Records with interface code
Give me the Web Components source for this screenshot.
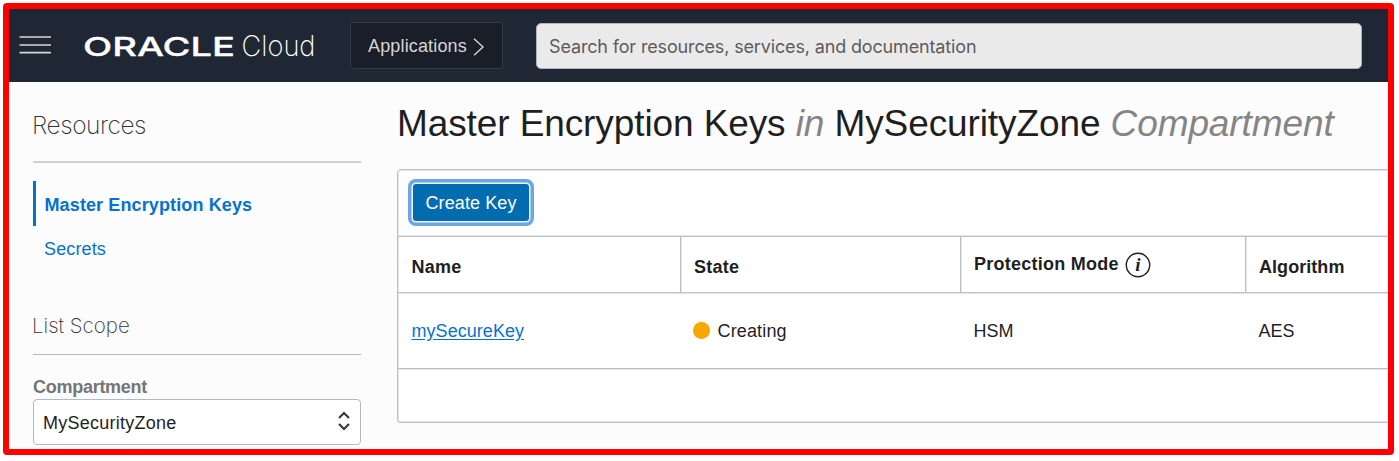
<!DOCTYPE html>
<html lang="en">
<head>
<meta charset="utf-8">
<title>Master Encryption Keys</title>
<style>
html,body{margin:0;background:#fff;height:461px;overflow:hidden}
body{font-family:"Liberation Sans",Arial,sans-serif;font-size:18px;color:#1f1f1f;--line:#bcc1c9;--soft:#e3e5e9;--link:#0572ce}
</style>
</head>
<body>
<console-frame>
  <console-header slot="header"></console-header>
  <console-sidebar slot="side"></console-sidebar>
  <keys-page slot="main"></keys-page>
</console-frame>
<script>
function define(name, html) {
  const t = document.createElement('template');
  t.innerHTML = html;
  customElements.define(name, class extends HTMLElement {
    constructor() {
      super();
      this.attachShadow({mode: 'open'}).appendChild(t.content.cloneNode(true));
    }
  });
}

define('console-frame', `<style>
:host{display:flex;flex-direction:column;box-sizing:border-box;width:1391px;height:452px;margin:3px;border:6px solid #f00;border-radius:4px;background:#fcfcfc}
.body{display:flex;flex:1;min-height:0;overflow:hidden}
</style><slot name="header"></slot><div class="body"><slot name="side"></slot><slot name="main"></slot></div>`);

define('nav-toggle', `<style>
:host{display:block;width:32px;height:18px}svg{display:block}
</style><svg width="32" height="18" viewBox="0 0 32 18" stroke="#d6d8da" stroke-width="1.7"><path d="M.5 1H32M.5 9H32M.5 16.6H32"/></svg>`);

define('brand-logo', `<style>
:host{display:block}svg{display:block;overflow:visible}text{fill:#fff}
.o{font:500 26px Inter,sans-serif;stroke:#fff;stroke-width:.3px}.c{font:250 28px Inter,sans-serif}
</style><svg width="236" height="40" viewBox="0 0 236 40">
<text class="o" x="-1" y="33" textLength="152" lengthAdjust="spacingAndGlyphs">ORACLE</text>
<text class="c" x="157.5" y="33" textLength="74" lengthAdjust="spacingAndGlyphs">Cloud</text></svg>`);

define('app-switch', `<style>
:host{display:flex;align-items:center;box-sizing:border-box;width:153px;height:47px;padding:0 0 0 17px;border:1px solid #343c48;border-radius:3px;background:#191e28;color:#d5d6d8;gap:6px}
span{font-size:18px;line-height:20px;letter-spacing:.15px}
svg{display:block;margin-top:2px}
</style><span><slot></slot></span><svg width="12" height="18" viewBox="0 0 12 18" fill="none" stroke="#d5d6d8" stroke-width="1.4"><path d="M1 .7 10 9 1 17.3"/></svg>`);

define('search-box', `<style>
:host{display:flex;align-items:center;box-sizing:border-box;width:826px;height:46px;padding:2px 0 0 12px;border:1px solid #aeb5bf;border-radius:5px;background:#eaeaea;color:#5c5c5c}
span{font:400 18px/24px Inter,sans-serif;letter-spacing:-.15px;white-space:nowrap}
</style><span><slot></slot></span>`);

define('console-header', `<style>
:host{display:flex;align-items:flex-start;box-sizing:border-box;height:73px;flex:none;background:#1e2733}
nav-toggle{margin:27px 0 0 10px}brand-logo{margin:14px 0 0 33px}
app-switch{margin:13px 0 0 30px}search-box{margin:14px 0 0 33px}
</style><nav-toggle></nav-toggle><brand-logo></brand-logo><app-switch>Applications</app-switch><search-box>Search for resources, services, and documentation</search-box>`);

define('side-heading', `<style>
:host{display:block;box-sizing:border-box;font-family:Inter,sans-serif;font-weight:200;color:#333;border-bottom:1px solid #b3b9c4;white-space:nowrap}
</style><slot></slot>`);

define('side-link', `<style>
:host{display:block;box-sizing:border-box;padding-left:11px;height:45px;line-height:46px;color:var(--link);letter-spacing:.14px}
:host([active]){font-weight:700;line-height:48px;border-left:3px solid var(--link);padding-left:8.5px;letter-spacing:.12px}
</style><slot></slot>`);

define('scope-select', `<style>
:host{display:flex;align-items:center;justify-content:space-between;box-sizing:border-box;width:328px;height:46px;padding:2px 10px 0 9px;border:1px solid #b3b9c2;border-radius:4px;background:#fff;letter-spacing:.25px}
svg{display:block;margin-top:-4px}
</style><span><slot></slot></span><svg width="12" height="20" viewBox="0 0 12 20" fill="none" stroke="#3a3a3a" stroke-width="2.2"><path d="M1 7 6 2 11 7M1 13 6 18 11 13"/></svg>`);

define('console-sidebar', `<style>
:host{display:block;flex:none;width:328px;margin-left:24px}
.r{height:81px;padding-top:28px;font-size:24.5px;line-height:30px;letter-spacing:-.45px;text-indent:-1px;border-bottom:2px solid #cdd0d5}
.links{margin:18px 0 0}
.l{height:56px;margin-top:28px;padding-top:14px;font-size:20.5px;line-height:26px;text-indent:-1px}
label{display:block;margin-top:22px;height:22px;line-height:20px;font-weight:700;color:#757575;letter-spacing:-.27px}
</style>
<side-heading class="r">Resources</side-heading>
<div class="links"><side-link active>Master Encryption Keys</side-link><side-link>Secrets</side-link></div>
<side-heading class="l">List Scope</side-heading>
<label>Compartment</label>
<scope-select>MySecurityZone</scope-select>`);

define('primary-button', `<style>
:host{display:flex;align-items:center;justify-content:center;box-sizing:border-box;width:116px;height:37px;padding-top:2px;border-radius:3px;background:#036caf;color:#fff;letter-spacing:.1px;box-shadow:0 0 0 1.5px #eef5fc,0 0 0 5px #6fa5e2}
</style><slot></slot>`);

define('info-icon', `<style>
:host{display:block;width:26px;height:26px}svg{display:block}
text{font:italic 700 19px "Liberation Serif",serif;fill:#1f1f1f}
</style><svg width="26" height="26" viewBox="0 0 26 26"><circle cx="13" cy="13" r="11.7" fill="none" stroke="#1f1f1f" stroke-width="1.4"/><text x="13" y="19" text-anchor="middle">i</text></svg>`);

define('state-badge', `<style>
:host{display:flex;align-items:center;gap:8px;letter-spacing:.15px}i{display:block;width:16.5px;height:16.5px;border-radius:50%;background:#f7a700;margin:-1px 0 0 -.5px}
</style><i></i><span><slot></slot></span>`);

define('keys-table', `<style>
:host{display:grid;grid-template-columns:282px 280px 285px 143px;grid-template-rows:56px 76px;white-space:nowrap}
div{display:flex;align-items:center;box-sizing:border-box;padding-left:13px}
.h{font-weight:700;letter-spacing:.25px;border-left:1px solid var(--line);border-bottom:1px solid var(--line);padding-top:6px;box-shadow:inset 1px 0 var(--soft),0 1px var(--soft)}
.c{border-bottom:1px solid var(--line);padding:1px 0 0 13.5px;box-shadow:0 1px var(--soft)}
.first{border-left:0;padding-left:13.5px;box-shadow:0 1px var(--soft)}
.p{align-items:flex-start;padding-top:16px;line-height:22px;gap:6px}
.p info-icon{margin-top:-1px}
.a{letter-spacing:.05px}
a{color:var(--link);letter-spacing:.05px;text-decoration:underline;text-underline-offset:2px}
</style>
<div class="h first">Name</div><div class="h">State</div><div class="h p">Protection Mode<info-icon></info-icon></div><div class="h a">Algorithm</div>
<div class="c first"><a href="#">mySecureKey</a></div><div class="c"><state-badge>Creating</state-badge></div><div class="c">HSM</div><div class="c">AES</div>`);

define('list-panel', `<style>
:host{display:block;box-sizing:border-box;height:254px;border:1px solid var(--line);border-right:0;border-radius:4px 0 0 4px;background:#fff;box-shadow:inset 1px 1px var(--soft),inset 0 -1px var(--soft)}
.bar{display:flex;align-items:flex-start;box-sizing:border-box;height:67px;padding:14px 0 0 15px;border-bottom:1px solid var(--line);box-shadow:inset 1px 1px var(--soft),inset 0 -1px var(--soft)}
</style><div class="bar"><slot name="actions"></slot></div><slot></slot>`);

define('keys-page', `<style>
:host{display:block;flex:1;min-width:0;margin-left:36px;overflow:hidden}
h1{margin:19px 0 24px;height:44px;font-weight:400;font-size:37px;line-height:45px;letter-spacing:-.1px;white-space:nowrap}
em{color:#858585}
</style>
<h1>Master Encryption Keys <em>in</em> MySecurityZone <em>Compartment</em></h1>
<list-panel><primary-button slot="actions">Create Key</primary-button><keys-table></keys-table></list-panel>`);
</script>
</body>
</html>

---

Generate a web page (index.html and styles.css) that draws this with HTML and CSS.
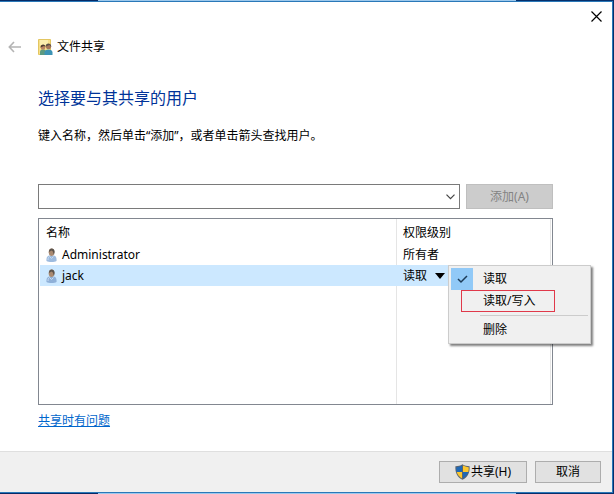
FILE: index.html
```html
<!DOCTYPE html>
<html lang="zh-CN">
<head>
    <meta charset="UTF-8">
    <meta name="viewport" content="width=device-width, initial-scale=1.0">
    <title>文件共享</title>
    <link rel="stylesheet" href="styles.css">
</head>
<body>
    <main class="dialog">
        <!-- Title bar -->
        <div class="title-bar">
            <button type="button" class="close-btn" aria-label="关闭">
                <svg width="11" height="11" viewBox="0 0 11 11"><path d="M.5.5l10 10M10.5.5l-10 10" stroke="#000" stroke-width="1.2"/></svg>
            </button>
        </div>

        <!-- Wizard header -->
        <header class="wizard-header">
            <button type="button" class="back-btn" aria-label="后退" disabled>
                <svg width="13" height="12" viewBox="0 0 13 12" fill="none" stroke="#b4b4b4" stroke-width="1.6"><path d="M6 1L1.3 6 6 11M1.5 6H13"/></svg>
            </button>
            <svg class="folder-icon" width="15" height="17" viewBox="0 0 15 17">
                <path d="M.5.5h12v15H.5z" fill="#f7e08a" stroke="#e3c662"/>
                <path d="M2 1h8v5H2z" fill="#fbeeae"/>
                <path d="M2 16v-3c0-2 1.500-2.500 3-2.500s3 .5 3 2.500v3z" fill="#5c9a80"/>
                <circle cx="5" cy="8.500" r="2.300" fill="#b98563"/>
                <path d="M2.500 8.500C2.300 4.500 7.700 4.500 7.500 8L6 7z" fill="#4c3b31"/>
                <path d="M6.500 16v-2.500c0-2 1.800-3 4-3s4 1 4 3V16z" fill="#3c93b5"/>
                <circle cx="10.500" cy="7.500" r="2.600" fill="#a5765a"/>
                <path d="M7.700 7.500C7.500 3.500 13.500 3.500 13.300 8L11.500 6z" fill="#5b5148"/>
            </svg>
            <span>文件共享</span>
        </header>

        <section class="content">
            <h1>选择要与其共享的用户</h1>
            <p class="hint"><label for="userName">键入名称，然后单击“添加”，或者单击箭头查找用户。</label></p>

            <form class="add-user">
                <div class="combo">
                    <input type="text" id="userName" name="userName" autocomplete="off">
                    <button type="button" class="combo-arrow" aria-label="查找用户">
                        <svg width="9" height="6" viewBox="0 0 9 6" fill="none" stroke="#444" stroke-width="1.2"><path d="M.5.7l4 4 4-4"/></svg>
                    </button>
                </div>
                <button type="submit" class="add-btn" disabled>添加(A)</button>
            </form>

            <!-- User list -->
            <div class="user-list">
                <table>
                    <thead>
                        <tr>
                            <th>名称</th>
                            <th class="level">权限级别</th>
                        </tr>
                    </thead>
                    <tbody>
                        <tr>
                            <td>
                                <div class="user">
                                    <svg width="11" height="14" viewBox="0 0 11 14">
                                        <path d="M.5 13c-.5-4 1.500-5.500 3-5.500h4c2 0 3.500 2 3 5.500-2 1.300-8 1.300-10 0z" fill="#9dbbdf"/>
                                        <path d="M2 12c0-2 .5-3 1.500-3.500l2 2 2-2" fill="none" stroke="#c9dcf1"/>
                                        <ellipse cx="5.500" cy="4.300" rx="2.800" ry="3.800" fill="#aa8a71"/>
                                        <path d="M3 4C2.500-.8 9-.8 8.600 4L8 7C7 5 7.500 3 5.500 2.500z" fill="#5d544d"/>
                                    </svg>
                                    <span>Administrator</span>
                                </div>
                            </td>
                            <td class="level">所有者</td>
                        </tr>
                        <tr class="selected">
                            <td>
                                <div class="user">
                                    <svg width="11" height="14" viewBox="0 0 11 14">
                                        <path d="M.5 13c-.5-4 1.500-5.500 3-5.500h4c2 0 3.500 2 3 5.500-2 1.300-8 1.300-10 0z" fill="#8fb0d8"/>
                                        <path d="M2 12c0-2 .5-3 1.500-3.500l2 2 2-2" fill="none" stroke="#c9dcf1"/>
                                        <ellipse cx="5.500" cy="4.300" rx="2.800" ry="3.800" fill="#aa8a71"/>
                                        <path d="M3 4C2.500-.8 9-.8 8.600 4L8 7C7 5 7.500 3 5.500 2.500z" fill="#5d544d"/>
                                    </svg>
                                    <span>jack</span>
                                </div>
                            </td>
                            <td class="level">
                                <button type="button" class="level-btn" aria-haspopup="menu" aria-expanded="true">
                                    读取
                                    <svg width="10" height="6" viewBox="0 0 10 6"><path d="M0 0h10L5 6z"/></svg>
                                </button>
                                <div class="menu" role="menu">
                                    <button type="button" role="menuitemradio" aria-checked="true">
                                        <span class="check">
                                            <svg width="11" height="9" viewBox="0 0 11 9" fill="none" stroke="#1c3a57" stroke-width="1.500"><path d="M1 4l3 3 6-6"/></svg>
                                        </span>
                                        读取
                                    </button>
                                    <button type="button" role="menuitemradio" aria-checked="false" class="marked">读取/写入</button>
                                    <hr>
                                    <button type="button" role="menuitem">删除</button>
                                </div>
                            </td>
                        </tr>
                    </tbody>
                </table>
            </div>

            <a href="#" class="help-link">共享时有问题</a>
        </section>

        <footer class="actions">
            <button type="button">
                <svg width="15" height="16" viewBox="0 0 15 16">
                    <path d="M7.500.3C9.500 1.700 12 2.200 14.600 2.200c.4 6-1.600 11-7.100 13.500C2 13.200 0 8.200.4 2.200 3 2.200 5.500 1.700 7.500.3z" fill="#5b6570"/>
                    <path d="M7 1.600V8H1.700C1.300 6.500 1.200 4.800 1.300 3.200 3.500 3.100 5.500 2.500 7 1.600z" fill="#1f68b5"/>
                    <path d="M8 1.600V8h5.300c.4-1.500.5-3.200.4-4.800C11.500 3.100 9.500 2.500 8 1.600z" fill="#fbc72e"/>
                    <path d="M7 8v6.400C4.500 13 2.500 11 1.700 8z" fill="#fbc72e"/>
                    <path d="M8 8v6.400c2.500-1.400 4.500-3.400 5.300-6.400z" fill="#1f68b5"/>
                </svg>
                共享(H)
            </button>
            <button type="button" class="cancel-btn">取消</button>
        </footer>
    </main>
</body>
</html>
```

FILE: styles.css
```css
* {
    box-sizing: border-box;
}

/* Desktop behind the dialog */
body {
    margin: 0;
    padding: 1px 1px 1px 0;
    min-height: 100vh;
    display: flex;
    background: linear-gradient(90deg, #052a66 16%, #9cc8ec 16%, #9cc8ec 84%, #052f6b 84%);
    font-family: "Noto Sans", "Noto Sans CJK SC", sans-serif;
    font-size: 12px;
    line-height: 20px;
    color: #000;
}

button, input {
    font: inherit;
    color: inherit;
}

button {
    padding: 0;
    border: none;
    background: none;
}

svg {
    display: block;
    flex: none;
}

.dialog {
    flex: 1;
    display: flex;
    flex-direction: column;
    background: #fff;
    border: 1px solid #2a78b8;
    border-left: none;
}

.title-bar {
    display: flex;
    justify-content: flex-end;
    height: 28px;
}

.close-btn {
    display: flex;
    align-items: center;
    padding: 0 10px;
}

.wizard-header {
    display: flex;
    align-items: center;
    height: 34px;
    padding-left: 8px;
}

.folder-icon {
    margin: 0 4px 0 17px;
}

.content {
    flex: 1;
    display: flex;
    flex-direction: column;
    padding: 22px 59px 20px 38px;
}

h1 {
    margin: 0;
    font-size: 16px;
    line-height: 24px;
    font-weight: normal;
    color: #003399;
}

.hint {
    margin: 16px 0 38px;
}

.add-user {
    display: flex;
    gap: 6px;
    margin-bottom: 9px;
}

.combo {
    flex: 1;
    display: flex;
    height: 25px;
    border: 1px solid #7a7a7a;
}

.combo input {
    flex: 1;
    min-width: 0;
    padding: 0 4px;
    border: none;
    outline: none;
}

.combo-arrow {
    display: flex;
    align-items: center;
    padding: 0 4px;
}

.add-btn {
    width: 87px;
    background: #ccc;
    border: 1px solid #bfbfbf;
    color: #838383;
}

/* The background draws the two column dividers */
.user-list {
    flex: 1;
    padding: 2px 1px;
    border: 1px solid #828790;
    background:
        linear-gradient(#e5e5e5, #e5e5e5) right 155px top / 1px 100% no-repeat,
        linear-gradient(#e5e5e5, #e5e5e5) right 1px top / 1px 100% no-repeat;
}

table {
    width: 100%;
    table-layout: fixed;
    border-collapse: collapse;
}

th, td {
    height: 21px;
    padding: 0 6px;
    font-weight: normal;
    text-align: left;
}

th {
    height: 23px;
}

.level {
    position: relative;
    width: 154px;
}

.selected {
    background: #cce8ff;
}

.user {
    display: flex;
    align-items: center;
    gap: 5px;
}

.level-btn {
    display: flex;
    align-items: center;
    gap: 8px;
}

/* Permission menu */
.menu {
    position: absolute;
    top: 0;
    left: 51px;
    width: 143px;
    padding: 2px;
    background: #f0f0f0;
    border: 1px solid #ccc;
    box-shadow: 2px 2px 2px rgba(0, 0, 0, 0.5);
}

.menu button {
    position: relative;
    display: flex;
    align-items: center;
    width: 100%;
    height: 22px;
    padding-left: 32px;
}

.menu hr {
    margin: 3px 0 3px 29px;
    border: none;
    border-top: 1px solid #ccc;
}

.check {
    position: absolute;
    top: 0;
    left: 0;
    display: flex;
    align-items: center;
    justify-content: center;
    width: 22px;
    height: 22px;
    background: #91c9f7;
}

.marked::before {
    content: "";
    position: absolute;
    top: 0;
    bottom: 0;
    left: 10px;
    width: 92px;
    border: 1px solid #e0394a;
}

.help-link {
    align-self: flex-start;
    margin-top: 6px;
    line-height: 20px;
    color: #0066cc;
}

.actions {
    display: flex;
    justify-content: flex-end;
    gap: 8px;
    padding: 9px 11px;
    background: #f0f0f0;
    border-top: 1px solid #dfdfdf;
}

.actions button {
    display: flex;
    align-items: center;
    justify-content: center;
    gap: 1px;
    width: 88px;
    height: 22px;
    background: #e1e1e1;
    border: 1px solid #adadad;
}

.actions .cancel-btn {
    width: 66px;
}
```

# The task
Exactly how many lines contain "this"? State the number and nothing else.

# Exercise output
3